"""

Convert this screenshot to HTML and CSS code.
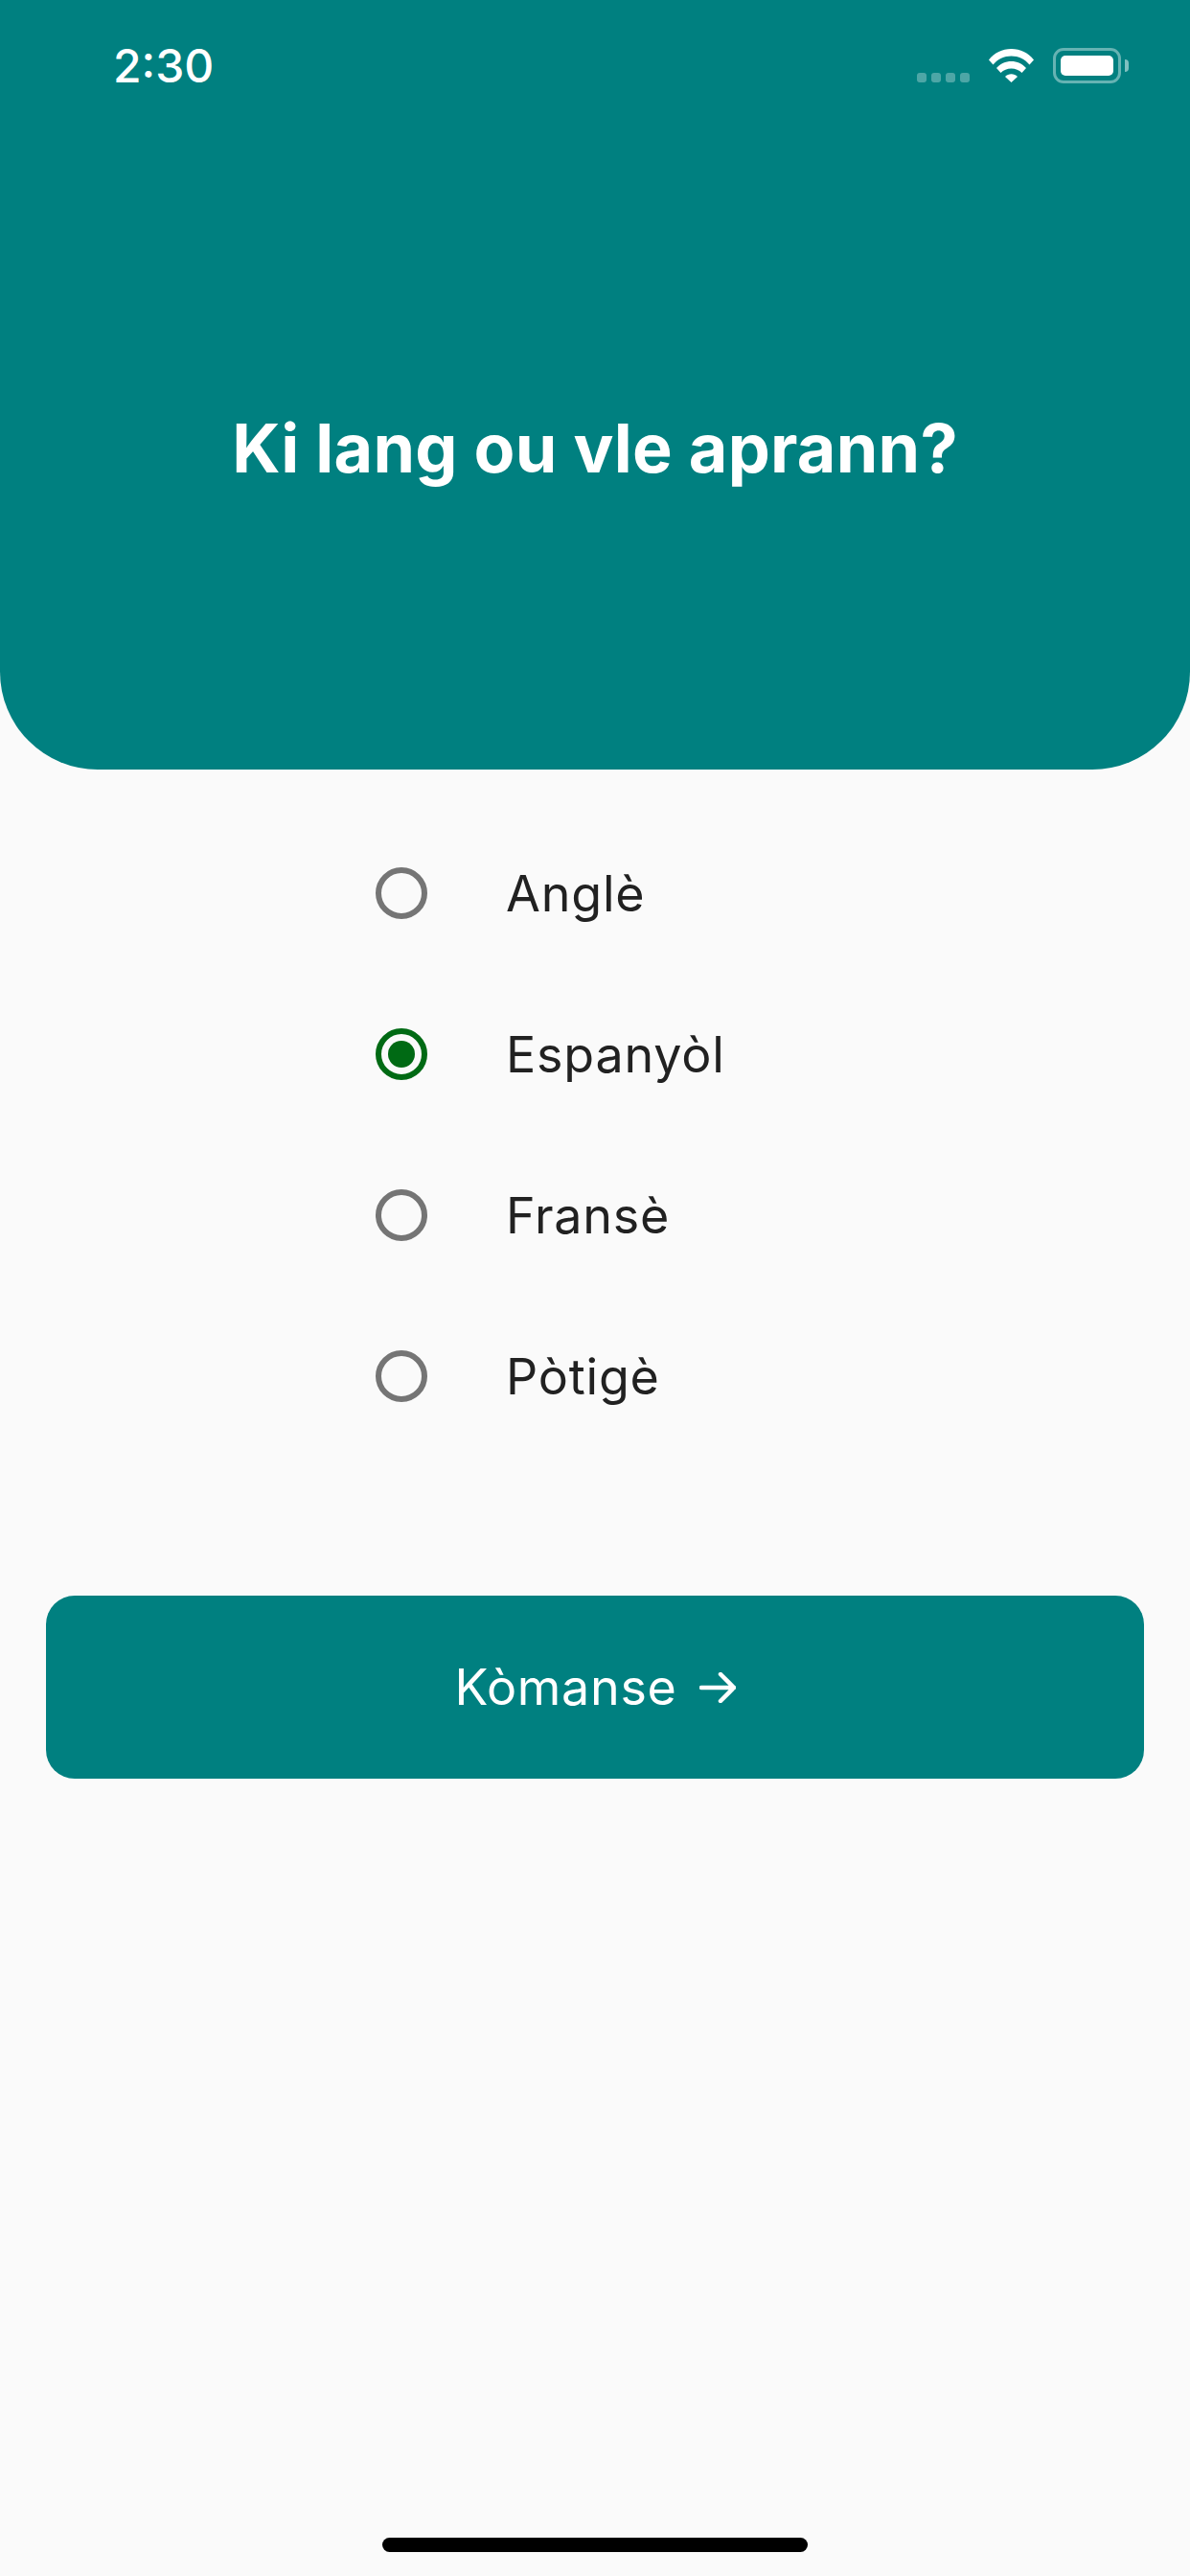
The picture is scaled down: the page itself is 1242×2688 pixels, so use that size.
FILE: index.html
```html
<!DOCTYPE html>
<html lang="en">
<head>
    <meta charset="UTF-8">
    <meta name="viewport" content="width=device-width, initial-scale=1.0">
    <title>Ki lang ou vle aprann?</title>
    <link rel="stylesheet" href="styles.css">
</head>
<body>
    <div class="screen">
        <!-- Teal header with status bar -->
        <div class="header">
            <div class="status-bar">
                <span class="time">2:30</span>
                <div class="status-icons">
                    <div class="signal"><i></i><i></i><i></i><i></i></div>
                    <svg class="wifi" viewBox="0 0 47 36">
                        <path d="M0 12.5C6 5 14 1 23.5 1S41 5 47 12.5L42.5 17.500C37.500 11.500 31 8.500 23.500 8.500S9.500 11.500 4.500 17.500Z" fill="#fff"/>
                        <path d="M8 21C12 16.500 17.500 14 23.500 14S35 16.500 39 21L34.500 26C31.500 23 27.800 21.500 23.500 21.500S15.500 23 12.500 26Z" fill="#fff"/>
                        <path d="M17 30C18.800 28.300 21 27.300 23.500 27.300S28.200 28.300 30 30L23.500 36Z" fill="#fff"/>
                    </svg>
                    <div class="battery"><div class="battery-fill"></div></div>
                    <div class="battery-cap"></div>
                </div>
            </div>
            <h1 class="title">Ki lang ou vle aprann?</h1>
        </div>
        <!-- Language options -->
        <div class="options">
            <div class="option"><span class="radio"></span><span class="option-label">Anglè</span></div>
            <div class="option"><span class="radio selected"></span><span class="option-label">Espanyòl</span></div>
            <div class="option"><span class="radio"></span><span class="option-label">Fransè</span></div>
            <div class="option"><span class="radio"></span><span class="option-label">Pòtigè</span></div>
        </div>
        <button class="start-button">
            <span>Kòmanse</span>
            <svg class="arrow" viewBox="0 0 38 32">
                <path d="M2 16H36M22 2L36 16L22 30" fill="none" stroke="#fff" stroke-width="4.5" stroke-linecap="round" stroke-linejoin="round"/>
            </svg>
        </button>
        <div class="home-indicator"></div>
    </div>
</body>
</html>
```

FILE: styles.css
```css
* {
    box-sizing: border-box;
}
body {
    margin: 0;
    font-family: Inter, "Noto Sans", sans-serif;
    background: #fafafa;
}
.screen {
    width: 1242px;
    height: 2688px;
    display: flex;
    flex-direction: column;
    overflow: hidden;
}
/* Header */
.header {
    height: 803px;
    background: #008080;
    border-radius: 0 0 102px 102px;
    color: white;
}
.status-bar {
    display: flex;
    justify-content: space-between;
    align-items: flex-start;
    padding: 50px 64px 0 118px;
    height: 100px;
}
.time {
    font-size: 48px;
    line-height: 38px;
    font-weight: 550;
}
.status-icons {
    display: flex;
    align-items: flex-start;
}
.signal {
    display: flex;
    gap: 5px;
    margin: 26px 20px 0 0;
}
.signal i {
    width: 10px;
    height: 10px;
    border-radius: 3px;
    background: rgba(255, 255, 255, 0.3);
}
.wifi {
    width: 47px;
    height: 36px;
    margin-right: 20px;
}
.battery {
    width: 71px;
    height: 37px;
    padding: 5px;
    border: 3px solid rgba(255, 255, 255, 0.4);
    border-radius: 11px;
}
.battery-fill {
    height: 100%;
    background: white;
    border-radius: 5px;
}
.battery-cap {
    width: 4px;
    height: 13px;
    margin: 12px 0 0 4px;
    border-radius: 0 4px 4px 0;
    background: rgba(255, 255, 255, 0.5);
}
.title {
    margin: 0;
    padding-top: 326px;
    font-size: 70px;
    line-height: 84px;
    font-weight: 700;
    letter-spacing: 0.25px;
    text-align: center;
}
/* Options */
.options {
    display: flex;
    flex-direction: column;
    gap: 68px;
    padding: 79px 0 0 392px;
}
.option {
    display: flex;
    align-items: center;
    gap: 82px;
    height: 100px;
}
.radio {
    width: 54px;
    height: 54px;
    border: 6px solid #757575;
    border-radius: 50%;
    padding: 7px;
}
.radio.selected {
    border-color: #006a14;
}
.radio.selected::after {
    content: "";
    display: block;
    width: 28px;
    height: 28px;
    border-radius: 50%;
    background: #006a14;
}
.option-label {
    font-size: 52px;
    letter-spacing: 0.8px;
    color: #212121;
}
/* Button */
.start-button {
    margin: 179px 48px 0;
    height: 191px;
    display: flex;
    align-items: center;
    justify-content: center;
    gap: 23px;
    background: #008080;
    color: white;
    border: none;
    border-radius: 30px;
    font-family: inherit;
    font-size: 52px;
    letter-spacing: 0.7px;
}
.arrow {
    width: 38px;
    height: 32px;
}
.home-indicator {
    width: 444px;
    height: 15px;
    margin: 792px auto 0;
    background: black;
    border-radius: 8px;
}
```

"""

WHAT NEEDS TO BE DONE → Strip out the pictures and quote the remaining data word for word.

EXERCISE RESULT →
Convert this screenshot to HTML and CSS code.
The picture is scaled down: the page itself is 1242×2688 pixels, so use that size.
FILE: index.html
```html
<!DOCTYPE html>
<html lang="en">
<head>
    <meta charset="UTF-8">
    <meta name="viewport" content="width=device-width, initial-scale=1.0">
    <title>Ki lang ou vle aprann?</title>
    <link rel="stylesheet" href="styles.css">
</head>
<body>
    <div class="screen">
        <!-- Teal header with status bar -->
        <div class="header">
            <div class="status-bar">
                <span class="time">2:30</span>
                <div class="status-icons">
                    <div class="signal"><i></i><i></i><i></i><i></i></div>
                    <svg class="wifi" viewBox="0 0 47 36">
                        <path d="M0 12.5C6 5 14 1 23.5 1S41 5 47 12.5L42.5 17.500C37.500 11.500 31 8.500 23.500 8.500S9.500 11.500 4.500 17.500Z" fill="#fff"/>
                        <path d="M8 21C12 16.500 17.500 14 23.500 14S35 16.500 39 21L34.500 26C31.500 23 27.800 21.500 23.500 21.500S15.500 23 12.500 26Z" fill="#fff"/>
                        <path d="M17 30C18.800 28.300 21 27.300 23.500 27.300S28.200 28.300 30 30L23.500 36Z" fill="#fff"/>
                    </svg>
                    <div class="battery"><div class="battery-fill"></div></div>
                    <div class="battery-cap"></div>
                </div>
            </div>
            <h1 class="title">Ki lang ou vle aprann?</h1>
        </div>
        <!-- Language options -->
        <div class="options">
            <div class="option"><span class="radio"></span><span class="option-label">Anglè</span></div>
            <div class="option"><span class="radio selected"></span><span class="option-label">Espanyòl</span></div>
            <div class="option"><span class="radio"></span><span class="option-label">Fransè</span></div>
            <div class="option"><span class="radio"></span><span class="option-label">Pòtigè</span></div>
        </div>
        <button class="start-button">
            <span>Kòmanse</span>
            <svg class="arrow" viewBox="0 0 38 32">
                <path d="M2 16H36M22 2L36 16L22 30" fill="none" stroke="#fff" stroke-width="4.5" stroke-linecap="round" stroke-linejoin="round"/>
            </svg>
        </button>
        <div class="home-indicator"></div>
    </div>
</body>
</html>
```

FILE: styles.css
```css
* {
    box-sizing: border-box;
}
body {
    margin: 0;
    font-family: Inter, "Noto Sans", sans-serif;
    background: #fafafa;
}
.screen {
    width: 1242px;
    height: 2688px;
    display: flex;
    flex-direction: column;
    overflow: hidden;
}
/* Header */
.header {
    height: 803px;
    background: #008080;
    border-radius: 0 0 102px 102px;
    color: white;
}
.status-bar {
    display: flex;
    justify-content: space-between;
    align-items: flex-start;
    padding: 50px 64px 0 118px;
    height: 100px;
}
.time {
    font-size: 48px;
    line-height: 38px;
    font-weight: 550;
}
.status-icons {
    display: flex;
    align-items: flex-start;
}
.signal {
    display: flex;
    gap: 5px;
    margin: 26px 20px 0 0;
}
.signal i {
    width: 10px;
    height: 10px;
    border-radius: 3px;
    background: rgba(255, 255, 255, 0.3);
}
.wifi {
    width: 47px;
    height: 36px;
    margin-right: 20px;
}
.battery {
    width: 71px;
    height: 37px;
    padding: 5px;
    border: 3px solid rgba(255, 255, 255, 0.4);
    border-radius: 11px;
}
.battery-fill {
    height: 100%;
    background: white;
    border-radius: 5px;
}
.battery-cap {
    width: 4px;
    height: 13px;
    margin: 12px 0 0 4px;
    border-radius: 0 4px 4px 0;
    background: rgba(255, 255, 255, 0.5);
}
.title {
    margin: 0;
    padding-top: 326px;
    font-size: 70px;
    line-height: 84px;
    font-weight: 700;
    letter-spacing: 0.25px;
    text-align: center;
}
/* Options */
.options {
    display: flex;
    flex-direction: column;
    gap: 68px;
    padding: 79px 0 0 392px;
}
.option {
    display: flex;
    align-items: center;
    gap: 82px;
    height: 100px;
}
.radio {
    width: 54px;
    height: 54px;
    border: 6px solid #757575;
    border-radius: 50%;
    padding: 7px;
}
.radio.selected {
    border-color: #006a14;
}
.radio.selected::after {
    content: "";
    display: block;
    width: 28px;
    height: 28px;
    border-radius: 50%;
    background: #006a14;
}
.option-label {
    font-size: 52px;
    letter-spacing: 0.8px;
    color: #212121;
}
/* Button */
.start-button {
    margin: 179px 48px 0;
    height: 191px;
    display: flex;
    align-items: center;
    justify-content: center;
    gap: 23px;
    background: #008080;
    color: white;
    border: none;
    border-radius: 30px;
    font-family: inherit;
    font-size: 52px;
    letter-spacing: 0.7px;
}
.arrow {
    width: 38px;
    height: 32px;
}
.home-indicator {
    width: 444px;
    height: 15px;
    margin: 792px auto 0;
    background: black;
    border-radius: 8px;
}
```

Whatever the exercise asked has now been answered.